[Challenge] Transcribe the records below exactly as they appear.

[Supplied records]

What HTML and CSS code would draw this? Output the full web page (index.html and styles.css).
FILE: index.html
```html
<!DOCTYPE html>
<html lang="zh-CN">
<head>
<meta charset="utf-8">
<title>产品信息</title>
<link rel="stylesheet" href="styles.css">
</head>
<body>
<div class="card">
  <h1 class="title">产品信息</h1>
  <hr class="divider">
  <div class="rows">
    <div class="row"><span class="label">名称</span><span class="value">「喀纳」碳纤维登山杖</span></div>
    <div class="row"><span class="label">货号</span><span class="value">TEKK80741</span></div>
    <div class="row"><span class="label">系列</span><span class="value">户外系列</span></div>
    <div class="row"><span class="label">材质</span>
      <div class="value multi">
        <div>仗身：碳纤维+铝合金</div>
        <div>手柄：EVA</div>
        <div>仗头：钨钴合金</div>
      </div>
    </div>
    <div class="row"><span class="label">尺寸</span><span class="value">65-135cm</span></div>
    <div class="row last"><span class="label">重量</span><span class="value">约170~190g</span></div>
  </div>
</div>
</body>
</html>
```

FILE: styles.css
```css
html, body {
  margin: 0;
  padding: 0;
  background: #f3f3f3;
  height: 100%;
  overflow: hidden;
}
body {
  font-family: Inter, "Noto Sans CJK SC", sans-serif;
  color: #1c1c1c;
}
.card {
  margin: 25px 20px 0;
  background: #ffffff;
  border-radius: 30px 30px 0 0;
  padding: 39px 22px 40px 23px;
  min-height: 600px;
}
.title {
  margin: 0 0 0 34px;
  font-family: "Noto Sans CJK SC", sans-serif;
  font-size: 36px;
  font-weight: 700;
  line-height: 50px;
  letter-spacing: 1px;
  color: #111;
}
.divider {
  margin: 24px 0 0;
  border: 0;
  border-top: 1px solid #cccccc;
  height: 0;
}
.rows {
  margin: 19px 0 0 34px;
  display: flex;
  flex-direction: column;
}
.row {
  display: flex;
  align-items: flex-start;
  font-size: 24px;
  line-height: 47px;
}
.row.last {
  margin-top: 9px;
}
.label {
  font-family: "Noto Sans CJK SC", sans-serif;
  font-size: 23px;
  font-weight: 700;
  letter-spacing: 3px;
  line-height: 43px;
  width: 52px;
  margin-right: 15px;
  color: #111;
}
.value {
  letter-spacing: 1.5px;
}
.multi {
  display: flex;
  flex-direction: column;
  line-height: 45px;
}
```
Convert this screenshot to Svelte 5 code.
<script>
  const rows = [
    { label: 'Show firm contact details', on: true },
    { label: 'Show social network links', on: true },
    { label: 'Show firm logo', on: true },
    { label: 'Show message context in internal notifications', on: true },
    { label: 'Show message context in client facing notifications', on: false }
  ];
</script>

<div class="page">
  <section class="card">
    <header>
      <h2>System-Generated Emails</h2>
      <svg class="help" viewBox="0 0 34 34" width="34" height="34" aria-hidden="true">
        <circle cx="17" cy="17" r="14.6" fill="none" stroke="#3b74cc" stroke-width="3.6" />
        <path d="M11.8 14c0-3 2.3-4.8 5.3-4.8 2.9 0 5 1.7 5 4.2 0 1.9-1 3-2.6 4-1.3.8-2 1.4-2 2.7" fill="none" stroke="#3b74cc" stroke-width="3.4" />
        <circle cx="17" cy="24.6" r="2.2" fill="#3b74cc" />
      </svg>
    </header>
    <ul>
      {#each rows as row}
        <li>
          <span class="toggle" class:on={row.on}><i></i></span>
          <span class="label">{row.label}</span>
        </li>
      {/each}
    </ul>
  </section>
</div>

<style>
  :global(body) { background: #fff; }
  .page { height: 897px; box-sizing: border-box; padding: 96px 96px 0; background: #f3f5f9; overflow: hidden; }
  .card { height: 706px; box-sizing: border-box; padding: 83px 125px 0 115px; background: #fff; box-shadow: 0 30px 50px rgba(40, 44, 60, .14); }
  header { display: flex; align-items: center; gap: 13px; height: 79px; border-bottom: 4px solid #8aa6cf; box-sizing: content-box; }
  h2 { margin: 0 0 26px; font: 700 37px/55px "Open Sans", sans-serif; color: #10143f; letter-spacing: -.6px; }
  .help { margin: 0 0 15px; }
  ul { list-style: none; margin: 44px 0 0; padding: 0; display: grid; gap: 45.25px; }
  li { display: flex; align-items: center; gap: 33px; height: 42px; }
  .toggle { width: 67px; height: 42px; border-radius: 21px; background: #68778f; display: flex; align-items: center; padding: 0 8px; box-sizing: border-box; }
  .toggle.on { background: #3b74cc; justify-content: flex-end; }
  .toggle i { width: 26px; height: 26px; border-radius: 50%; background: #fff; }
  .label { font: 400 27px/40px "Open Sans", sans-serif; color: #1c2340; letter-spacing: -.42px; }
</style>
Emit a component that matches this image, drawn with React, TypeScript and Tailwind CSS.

[Answer to the task]
What HTML and CSS code would draw this? Output the full web page (index.html and styles.css).
FILE: index.html
```html
<!DOCTYPE html>
<html lang="zh-CN">
<head>
<meta charset="utf-8">
<title>产品信息</title>
<link rel="stylesheet" href="styles.css">
</head>
<body>
<div class="card">
  <h1 class="title">产品信息</h1>
  <hr class="divider">
  <div class="rows">
    <div class="row"><span class="label">名称</span><span class="value">「喀纳」碳纤维登山杖</span></div>
    <div class="row"><span class="label">货号</span><span class="value">TEKK80741</span></div>
    <div class="row"><span class="label">系列</span><span class="value">户外系列</span></div>
    <div class="row"><span class="label">材质</span>
      <div class="value multi">
        <div>仗身：碳纤维+铝合金</div>
        <div>手柄：EVA</div>
        <div>仗头：钨钴合金</div>
      </div>
    </div>
    <div class="row"><span class="label">尺寸</span><span class="value">65-135cm</span></div>
    <div class="row last"><span class="label">重量</span><span class="value">约170~190g</span></div>
  </div>
</div>
</body>
</html>
```

FILE: styles.css
```css
html, body {
  margin: 0;
  padding: 0;
  background: #f3f3f3;
  height: 100%;
  overflow: hidden;
}
body {
  font-family: Inter, "Noto Sans CJK SC", sans-serif;
  color: #1c1c1c;
}
.card {
  margin: 25px 20px 0;
  background: #ffffff;
  border-radius: 30px 30px 0 0;
  padding: 39px 22px 40px 23px;
  min-height: 600px;
}
.title {
  margin: 0 0 0 34px;
  font-family: "Noto Sans CJK SC", sans-serif;
  font-size: 36px;
  font-weight: 700;
  line-height: 50px;
  letter-spacing: 1px;
  color: #111;
}
.divider {
  margin: 24px 0 0;
  border: 0;
  border-top: 1px solid #cccccc;
  height: 0;
}
.rows {
  margin: 19px 0 0 34px;
  display: flex;
  flex-direction: column;
}
.row {
  display: flex;
  align-items: flex-start;
  font-size: 24px;
  line-height: 47px;
}
.row.last {
  margin-top: 9px;
}
.label {
  font-family: "Noto Sans CJK SC", sans-serif;
  font-size: 23px;
  font-weight: 700;
  letter-spacing: 3px;
  line-height: 43px;
  width: 52px;
  margin-right: 15px;
  color: #111;
}
.value {
  letter-spacing: 1.5px;
}
.multi {
  display: flex;
  flex-direction: column;
  line-height: 45px;
}
```
Convert this screenshot to Svelte 5 code.
<script>
  const rows = [
    { label: 'Show firm contact details', on: true },
    { label: 'Show social network links', on: true },
    { label: 'Show firm logo', on: true },
    { label: 'Show message context in internal notifications', on: true },
    { label: 'Show message context in client facing notifications', on: false }
  ];
</script>

<div class="page">
  <section class="card">
    <header>
      <h2>System-Generated Emails</h2>
      <svg class="help" viewBox="0 0 34 34" width="34" height="34" aria-hidden="true">
        <circle cx="17" cy="17" r="14.6" fill="none" stroke="#3b74cc" stroke-width="3.6" />
        <path d="M11.8 14c0-3 2.3-4.8 5.3-4.8 2.9 0 5 1.7 5 4.2 0 1.9-1 3-2.6 4-1.3.8-2 1.4-2 2.7" fill="none" stroke="#3b74cc" stroke-width="3.4" />
        <circle cx="17" cy="24.6" r="2.2" fill="#3b74cc" />
      </svg>
    </header>
    <ul>
      {#each rows as row}
        <li>
          <span class="toggle" class:on={row.on}><i></i></span>
          <span class="label">{row.label}</span>
        </li>
      {/each}
    </ul>
  </section>
</div>

<style>
  :global(body) { background: #fff; }
  .page { height: 897px; box-sizing: border-box; padding: 96px 96px 0; background: #f3f5f9; overflow: hidden; }
  .card { height: 706px; box-sizing: border-box; padding: 83px 125px 0 115px; background: #fff; box-shadow: 0 30px 50px rgba(40, 44, 60, .14); }
  header { display: flex; align-items: center; gap: 13px; height: 79px; border-bottom: 4px solid #8aa6cf; box-sizing: content-box; }
  h2 { margin: 0 0 26px; font: 700 37px/55px "Open Sans", sans-serif; color: #10143f; letter-spacing: -.6px; }
  .help { margin: 0 0 15px; }
  ul { list-style: none; margin: 44px 0 0; padding: 0; display: grid; gap: 45.25px; }
  li { display: flex; align-items: center; gap: 33px; height: 42px; }
  .toggle { width: 67px; height: 42px; border-radius: 21px; background: #68778f; display: flex; align-items: center; padding: 0 8px; box-sizing: border-box; }
  .toggle.on { background: #3b74cc; justify-content: flex-end; }
  .toggle i { width: 26px; height: 26px; border-radius: 50%; background: #fff; }
  .label { font: 400 27px/40px "Open Sans", sans-serif; color: #1c2340; letter-spacing: -.42px; }
</style>
Emit a component that matches this image, drawn with React, TypeScript and Tailwind CSS.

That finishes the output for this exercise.